After the directives, the commands necessary to execute the job follow. This may involve running an executable, invoking a script, or performing any other task relevant to your job.

Once you have defined the script structure, directives, and job commands, save the sbatch script as <filename>.sh. Note, you can also save the sbatch script as <filename>.slurm. This does not affect the functionality, but makes it clear to users that the file is intended for Slurm commands. To submit the job, execute:

sbatch /data/bodyct/experiments/path/to/file/<filename>.sh

Interactive jobs

Jupyter Lab session

If you want to work with Jupyter Notebooks, you can start a Jupyter Lab session. This allows for easy visualization of data and demonstrations of your code. See the page: Start a Jupyter Lab Session.

Remote debugging

You can also use your own Python IDE (see the IDE page) to debug your code running on SOL. To accomplish this, you first have to make sure you have set up your SSH-key authentication. Please read the SSH Keys documentation page.
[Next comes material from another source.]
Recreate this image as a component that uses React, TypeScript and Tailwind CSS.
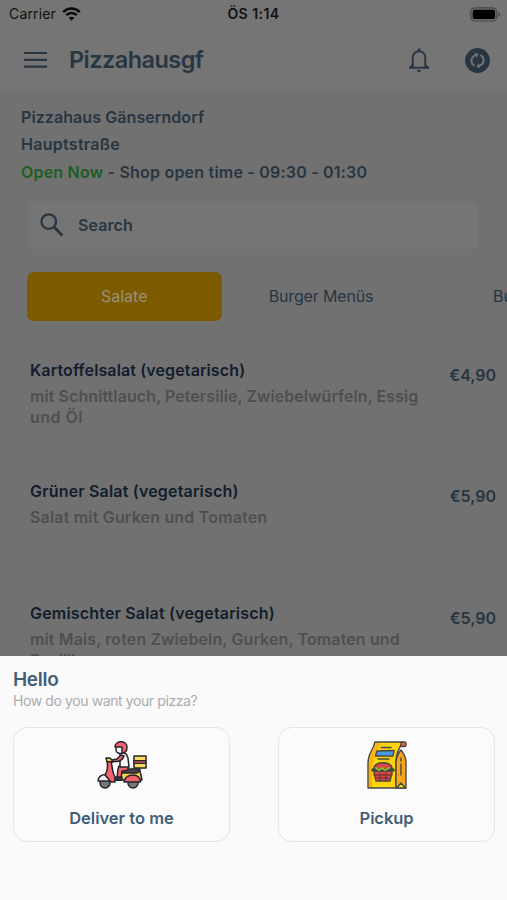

The next step is to start an interactive job on SOL. To run an interactive job, the srun command is used along with specific options. These options convey the resource requirements, such as the desired number of nodes, memory allocation, and time limit for the job (make sure to add the --no-container-remap-root flag).

srun
  --qos=low \
  --ntasks=1 \
  --gpus-per-task=1 \
  --cpus-per-task=4 \
  --mem=5G \
  --time=4:00:00 \
  --no-container-remap-root \
  --container-mounts=/data/bodyct:/data/bodyct \
  --container-image="doduo1.umcn.nl#uokbaseimage/diag:tf2.10-pt1.12-v1" \
  --pty bash

This command will open up a bash terminal from inside your running container. Pick an access port (e.g. 5544) and kick off the sshd service by typing /usr/sbin/sshd -p <port> in this terminal. This will expose a port in your container, which allows communication with your IDE. As a result, you can run debug sessions directly from your IDE inside your running docker container. You will need to properly setup your IDE, as is described below.

VS Code

Once you have completed the steps above, you can take a look at the VS Code debug page on how to connect your running container to VS Code.

SSH'ing into a running docker

Alternatively, once you have completed the steps above, you can SSH over a terminal to your docker container to have a more fully featured terminal-based experience. This is done via:

ssh <username>@dlc-<nodename> -p <port> # E.g. ssh leandervaneekelen@dlc-tornadus -p 40398

PyCharm

Once you have completed the previous steps, follow the PyCharm tutorial.